I only fell off once…. on camera
Then, again the ride continued, far less eventful other than the great riding and scenery at every turn. And I only fell off the once. Well, once on camera!
Eventually, we arrived back in Sidmouth and headed out to Jacobs Ladder beach where we dived into the sea to wash off the sweat and dust of the day, before our last mile and a half back to the van.
I jumped back on my bike, knocked the assistance level up into turbo and started the unexpected huge climb. Unlike Rufus, who got about a quarter of the way up the climb before his little 500Wh battery gave up up him and he started the long hard push, in the blistering heat back up to the van.
The friendly thing to have done, would be to get off and walk with him, but I got far more pleasure riding up to the top of the hill and back repeatedly telling how far he had to go. I think he really appreciated my help.
When Rufus arrived back at the van, he rode the Homage briefly to see what he had missed out on before we loaded up the bikes back up and headed home to Nailsworth.
It was an incredible adventure and really felt like we had packed a few days of travel into one long day. And the best part was a really comfy bed and a decent meal in the evening, before getting up early the next morning ready to put in a few more workdays before heading out to do the same again.
There is no question the bikes were amazing.
I loved the dualbattery on the Superdelite. At no point during the ride did I have range anxiety.

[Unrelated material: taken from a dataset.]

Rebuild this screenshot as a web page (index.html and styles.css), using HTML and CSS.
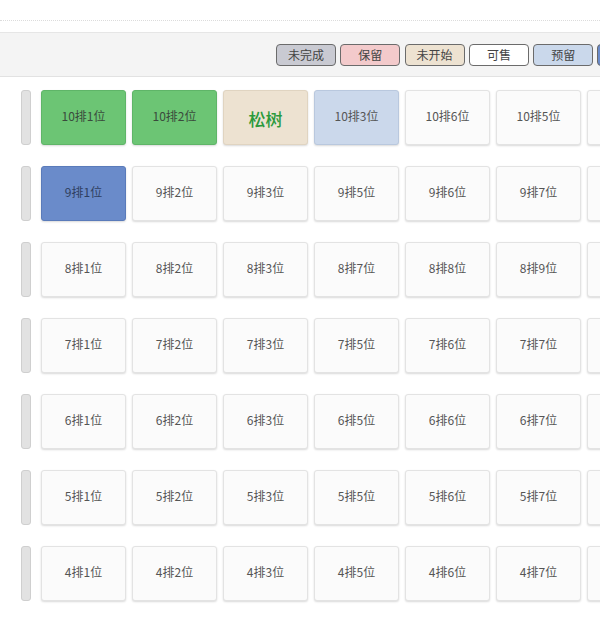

I just upped the power as soon as it got difficult and floated over everything.
The two things I will now be recommending to everyone is full-suspension and sat-nav.
Whilst the suspension is going to be dependant on your intended terrain and of course budget, the Nyon cockpit with built-in sat-nav paired with Komoot was a Godsend.
It must have saved so much time compared to getting a map out at every turn. And we were able to spend more time enjoying the flow of the ride and the scenery instead of navigating.
One lesson we have learned, is that whilst you can do almost anything on any bike, there is also the right bike for the job.